> WHAT TO DO
The records below must be output exactly, without pictures.

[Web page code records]
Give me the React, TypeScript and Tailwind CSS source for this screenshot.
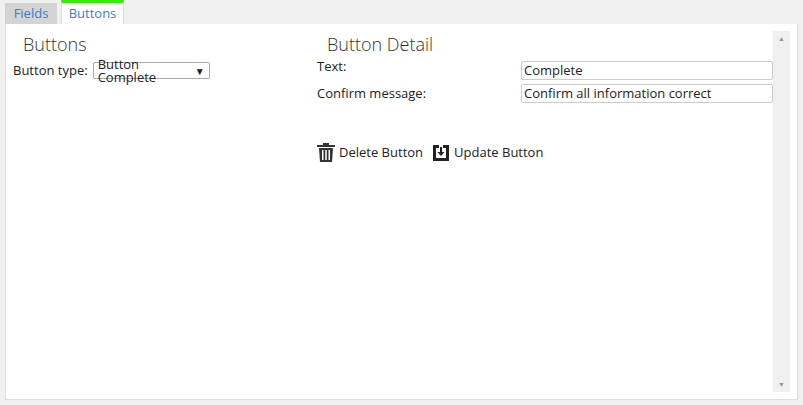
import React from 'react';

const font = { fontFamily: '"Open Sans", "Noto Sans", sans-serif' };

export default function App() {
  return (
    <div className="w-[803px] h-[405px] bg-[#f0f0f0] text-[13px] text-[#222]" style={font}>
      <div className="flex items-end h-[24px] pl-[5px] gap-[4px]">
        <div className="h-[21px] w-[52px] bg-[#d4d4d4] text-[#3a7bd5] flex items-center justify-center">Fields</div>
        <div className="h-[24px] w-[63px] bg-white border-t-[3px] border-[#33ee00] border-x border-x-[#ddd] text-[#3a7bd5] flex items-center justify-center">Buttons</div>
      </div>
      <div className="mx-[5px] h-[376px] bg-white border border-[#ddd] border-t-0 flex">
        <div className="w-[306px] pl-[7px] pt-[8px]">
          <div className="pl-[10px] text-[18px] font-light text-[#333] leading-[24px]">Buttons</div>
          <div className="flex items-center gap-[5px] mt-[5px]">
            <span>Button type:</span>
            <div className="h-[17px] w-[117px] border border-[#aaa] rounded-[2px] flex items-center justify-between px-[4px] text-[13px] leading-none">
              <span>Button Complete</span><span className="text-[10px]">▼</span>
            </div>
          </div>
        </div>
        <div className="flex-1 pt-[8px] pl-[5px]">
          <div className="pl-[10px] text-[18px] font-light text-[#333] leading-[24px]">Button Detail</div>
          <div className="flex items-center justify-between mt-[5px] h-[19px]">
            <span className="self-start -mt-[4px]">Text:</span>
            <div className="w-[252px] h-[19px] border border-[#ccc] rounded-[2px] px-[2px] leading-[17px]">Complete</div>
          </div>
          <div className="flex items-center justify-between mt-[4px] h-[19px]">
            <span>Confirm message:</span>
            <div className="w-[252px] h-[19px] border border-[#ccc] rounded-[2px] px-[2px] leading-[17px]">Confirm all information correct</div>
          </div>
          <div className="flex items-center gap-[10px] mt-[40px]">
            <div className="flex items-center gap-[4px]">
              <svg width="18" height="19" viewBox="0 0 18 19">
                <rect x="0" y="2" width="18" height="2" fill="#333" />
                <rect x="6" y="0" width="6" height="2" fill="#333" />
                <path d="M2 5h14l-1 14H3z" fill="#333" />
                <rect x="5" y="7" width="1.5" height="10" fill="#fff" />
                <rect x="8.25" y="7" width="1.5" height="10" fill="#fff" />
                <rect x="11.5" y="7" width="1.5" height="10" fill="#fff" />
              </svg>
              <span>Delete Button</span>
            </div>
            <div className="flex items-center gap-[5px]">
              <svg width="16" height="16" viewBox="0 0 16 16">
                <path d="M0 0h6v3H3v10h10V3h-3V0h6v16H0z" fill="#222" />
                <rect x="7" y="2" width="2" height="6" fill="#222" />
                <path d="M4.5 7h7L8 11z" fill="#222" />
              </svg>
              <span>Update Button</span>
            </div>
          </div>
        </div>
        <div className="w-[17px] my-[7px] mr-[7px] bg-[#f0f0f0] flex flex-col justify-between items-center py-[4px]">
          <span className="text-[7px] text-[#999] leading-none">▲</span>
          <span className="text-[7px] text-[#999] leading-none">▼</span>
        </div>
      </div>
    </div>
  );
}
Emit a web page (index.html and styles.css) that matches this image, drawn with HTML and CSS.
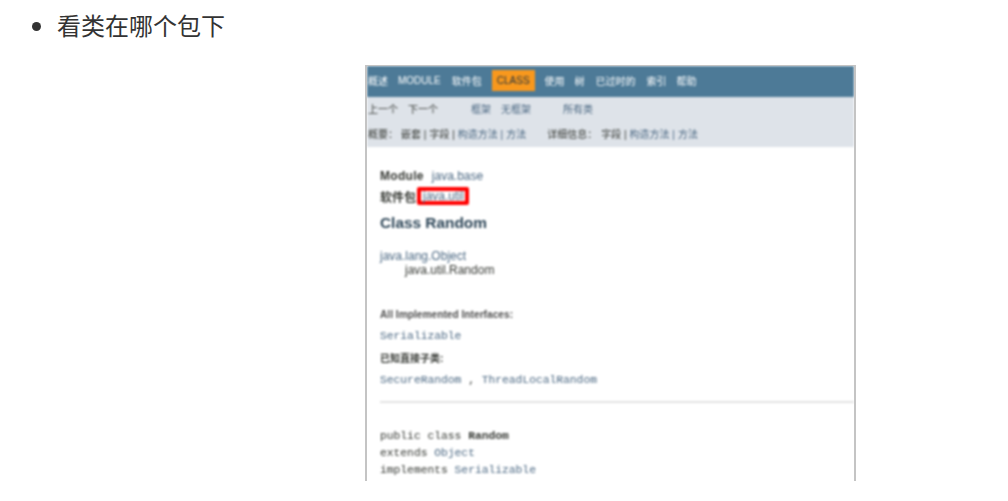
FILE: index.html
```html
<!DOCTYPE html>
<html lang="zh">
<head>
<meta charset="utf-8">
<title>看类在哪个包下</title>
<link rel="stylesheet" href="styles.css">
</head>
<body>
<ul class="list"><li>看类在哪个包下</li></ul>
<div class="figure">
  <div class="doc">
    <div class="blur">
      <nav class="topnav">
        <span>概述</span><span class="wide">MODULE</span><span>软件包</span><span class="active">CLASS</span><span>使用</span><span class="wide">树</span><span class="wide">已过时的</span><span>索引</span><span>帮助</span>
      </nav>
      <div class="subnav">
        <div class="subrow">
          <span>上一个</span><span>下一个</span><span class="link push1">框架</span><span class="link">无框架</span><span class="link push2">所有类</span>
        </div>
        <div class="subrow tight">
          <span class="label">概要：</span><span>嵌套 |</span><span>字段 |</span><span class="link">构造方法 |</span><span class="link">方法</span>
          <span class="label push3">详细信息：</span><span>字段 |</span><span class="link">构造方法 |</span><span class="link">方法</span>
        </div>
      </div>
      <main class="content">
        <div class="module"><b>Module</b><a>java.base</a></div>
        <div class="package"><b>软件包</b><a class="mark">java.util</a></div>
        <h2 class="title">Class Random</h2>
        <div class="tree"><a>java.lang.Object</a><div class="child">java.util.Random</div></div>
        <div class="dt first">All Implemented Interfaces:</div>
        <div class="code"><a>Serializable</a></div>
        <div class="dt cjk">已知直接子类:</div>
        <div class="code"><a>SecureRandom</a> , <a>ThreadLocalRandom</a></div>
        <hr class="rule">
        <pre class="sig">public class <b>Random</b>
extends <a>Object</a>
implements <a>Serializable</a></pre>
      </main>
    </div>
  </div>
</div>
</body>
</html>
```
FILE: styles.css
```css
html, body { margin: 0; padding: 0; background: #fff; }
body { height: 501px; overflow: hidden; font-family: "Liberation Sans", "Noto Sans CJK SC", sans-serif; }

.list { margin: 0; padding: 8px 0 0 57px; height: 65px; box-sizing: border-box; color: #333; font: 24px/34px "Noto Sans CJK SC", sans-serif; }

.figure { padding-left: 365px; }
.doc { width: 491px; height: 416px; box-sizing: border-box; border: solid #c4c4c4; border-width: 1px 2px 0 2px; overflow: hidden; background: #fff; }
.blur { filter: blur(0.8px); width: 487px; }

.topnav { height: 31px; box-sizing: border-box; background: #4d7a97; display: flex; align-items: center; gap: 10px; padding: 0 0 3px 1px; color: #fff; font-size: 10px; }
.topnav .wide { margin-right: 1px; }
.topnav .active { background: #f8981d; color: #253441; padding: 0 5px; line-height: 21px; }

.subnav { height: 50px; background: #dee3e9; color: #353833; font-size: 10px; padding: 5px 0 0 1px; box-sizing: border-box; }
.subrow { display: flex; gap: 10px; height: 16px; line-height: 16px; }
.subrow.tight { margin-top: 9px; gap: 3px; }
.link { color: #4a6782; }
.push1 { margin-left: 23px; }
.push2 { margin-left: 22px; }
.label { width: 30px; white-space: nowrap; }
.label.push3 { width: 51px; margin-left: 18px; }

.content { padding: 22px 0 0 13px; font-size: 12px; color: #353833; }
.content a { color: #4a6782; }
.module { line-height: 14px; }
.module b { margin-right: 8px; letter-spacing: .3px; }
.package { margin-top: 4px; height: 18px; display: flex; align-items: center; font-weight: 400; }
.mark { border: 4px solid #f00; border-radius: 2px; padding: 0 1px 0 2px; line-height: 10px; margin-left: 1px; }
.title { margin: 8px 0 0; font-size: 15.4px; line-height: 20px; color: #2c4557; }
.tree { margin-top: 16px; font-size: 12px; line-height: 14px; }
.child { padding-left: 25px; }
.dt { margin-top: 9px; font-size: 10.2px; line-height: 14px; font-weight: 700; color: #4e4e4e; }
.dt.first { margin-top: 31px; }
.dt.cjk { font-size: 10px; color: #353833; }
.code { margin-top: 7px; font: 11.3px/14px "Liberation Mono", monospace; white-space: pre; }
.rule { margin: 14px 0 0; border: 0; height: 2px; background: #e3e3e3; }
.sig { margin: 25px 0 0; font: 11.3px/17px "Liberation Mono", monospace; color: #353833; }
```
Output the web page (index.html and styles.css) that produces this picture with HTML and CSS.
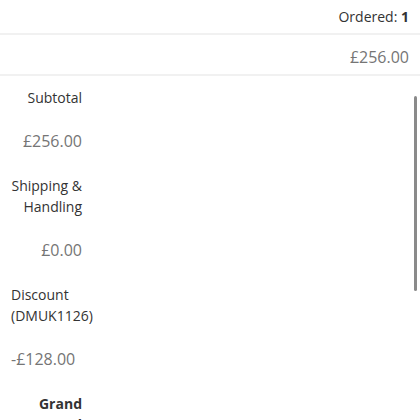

> TASK OUTPUT
Give me the React, TypeScript and Tailwind CSS source for this screenshot.
import React from 'react';

const font = { fontFamily: '"Open Sans", "Noto Sans", sans-serif' };

export default function App() {
  return (
    <div className="w-[803px] h-[405px] bg-[#f0f0f0] text-[13px] text-[#222]" style={font}>
      <div className="flex items-end h-[24px] pl-[5px] gap-[4px]">
        <div className="h-[21px] w-[52px] bg-[#d4d4d4] text-[#3a7bd5] flex items-center justify-center">Fields</div>
        <div className="h-[24px] w-[63px] bg-white border-t-[3px] border-[#33ee00] border-x border-x-[#ddd] text-[#3a7bd5] flex items-center justify-center">Buttons</div>
      </div>
      <div className="mx-[5px] h-[376px] bg-white border border-[#ddd] border-t-0 flex">
        <div className="w-[306px] pl-[7px] pt-[8px]">
          <div className="pl-[10px] text-[18px] font-light text-[#333] leading-[24px]">Buttons</div>
          <div className="flex items-center gap-[5px] mt-[5px]">
            <span>Button type:</span>
            <div className="h-[17px] w-[117px] border border-[#aaa] rounded-[2px] flex items-center justify-between px-[4px] text-[13px] leading-none">
              <span>Button Complete</span><span className="text-[10px]">▼</span>
            </div>
          </div>
        </div>
        <div className="flex-1 pt-[8px] pl-[5px]">
          <div className="pl-[10px] text-[18px] font-light text-[#333] leading-[24px]">Button Detail</div>
          <div className="flex items-center justify-between mt-[5px] h-[19px]">
            <span className="self-start -mt-[4px]">Text:</span>
            <div className="w-[252px] h-[19px] border border-[#ccc] rounded-[2px] px-[2px] leading-[17px]">Complete</div>
          </div>
          <div className="flex items-center justify-between mt-[4px] h-[19px]">
            <span>Confirm message:</span>
            <div className="w-[252px] h-[19px] border border-[#ccc] rounded-[2px] px-[2px] leading-[17px]">Confirm all information correct</div>
          </div>
          <div className="flex items-center gap-[10px] mt-[40px]">
            <div className="flex items-center gap-[4px]">
              <svg width="18" height="19" viewBox="0 0 18 19">
                <rect x="0" y="2" width="18" height="2" fill="#333" />
                <rect x="6" y="0" width="6" height="2" fill="#333" />
                <path d="M2 5h14l-1 14H3z" fill="#333" />
                <rect x="5" y="7" width="1.5" height="10" fill="#fff" />
                <rect x="8.25" y="7" width="1.5" height="10" fill="#fff" />
                <rect x="11.5" y="7" width="1.5" height="10" fill="#fff" />
              </svg>
              <span>Delete Button</span>
            </div>
            <div className="flex items-center gap-[5px]">
              <svg width="16" height="16" viewBox="0 0 16 16">
                <path d="M0 0h6v3H3v10h10V3h-3V0h6v16H0z" fill="#222" />
                <rect x="7" y="2" width="2" height="6" fill="#222" />
                <path d="M4.5 7h7L8 11z" fill="#222" />
              </svg>
              <span>Update Button</span>
            </div>
          </div>
        </div>
        <div className="w-[17px] my-[7px] mr-[7px] bg-[#f0f0f0] flex flex-col justify-between items-center py-[4px]">
          <span className="text-[7px] text-[#999] leading-none">▲</span>
          <span className="text-[7px] text-[#999] leading-none">▼</span>
        </div>
      </div>
    </div>
  );
}
Emit a web page (index.html and styles.css) that matches this image, drawn with HTML and CSS.
FILE: index.html
```html
<!DOCTYPE html>
<html lang="zh">
<head>
<meta charset="utf-8">
<title>看类在哪个包下</title>
<link rel="stylesheet" href="styles.css">
</head>
<body>
<ul class="list"><li>看类在哪个包下</li></ul>
<div class="figure">
  <div class="doc">
    <div class="blur">
      <nav class="topnav">
        <span>概述</span><span class="wide">MODULE</span><span>软件包</span><span class="active">CLASS</span><span>使用</span><span class="wide">树</span><span class="wide">已过时的</span><span>索引</span><span>帮助</span>
      </nav>
      <div class="subnav">
        <div class="subrow">
          <span>上一个</span><span>下一个</span><span class="link push1">框架</span><span class="link">无框架</span><span class="link push2">所有类</span>
        </div>
        <div class="subrow tight">
          <span class="label">概要：</span><span>嵌套 |</span><span>字段 |</span><span class="link">构造方法 |</span><span class="link">方法</span>
          <span class="label push3">详细信息：</span><span>字段 |</span><span class="link">构造方法 |</span><span class="link">方法</span>
        </div>
      </div>
      <main class="content">
        <div class="module"><b>Module</b><a>java.base</a></div>
        <div class="package"><b>软件包</b><a class="mark">java.util</a></div>
        <h2 class="title">Class Random</h2>
        <div class="tree"><a>java.lang.Object</a><div class="child">java.util.Random</div></div>
        <div class="dt first">All Implemented Interfaces:</div>
        <div class="code"><a>Serializable</a></div>
        <div class="dt cjk">已知直接子类:</div>
        <div class="code"><a>SecureRandom</a> , <a>ThreadLocalRandom</a></div>
        <hr class="rule">
        <pre class="sig">public class <b>Random</b>
extends <a>Object</a>
implements <a>Serializable</a></pre>
      </main>
    </div>
  </div>
</div>
</body>
</html>
```
FILE: styles.css
```css
html, body { margin: 0; padding: 0; background: #fff; }
body { height: 501px; overflow: hidden; font-family: "Liberation Sans", "Noto Sans CJK SC", sans-serif; }

.list { margin: 0; padding: 8px 0 0 57px; height: 65px; box-sizing: border-box; color: #333; font: 24px/34px "Noto Sans CJK SC", sans-serif; }

.figure { padding-left: 365px; }
.doc { width: 491px; height: 416px; box-sizing: border-box; border: solid #c4c4c4; border-width: 1px 2px 0 2px; overflow: hidden; background: #fff; }
.blur { filter: blur(0.8px); width: 487px; }

.topnav { height: 31px; box-sizing: border-box; background: #4d7a97; display: flex; align-items: center; gap: 10px; padding: 0 0 3px 1px; color: #fff; font-size: 10px; }
.topnav .wide { margin-right: 1px; }
.topnav .active { background: #f8981d; color: #253441; padding: 0 5px; line-height: 21px; }

.subnav { height: 50px; background: #dee3e9; color: #353833; font-size: 10px; padding: 5px 0 0 1px; box-sizing: border-box; }
.subrow { display: flex; gap: 10px; height: 16px; line-height: 16px; }
.subrow.tight { margin-top: 9px; gap: 3px; }
.link { color: #4a6782; }
.push1 { margin-left: 23px; }
.push2 { margin-left: 22px; }
.label { width: 30px; white-space: nowrap; }
.label.push3 { width: 51px; margin-left: 18px; }

.content { padding: 22px 0 0 13px; font-size: 12px; color: #353833; }
.content a { color: #4a6782; }
.module { line-height: 14px; }
.module b { margin-right: 8px; letter-spacing: .3px; }
.package { margin-top: 4px; height: 18px; display: flex; align-items: center; font-weight: 400; }
.mark { border: 4px solid #f00; border-radius: 2px; padding: 0 1px 0 2px; line-height: 10px; margin-left: 1px; }
.title { margin: 8px 0 0; font-size: 15.4px; line-height: 20px; color: #2c4557; }
.tree { margin-top: 16px; font-size: 12px; line-height: 14px; }
.child { padding-left: 25px; }
.dt { margin-top: 9px; font-size: 10.2px; line-height: 14px; font-weight: 700; color: #4e4e4e; }
.dt.first { margin-top: 31px; }
.dt.cjk { font-size: 10px; color: #353833; }
.code { margin-top: 7px; font: 11.3px/14px "Liberation Mono", monospace; white-space: pre; }
.rule { margin: 14px 0 0; border: 0; height: 2px; background: #e3e3e3; }
.sig { margin: 25px 0 0; font: 11.3px/17px "Liberation Mono", monospace; color: #353833; }
```
Output the web page (index.html and styles.css) that produces this picture with HTML and CSS.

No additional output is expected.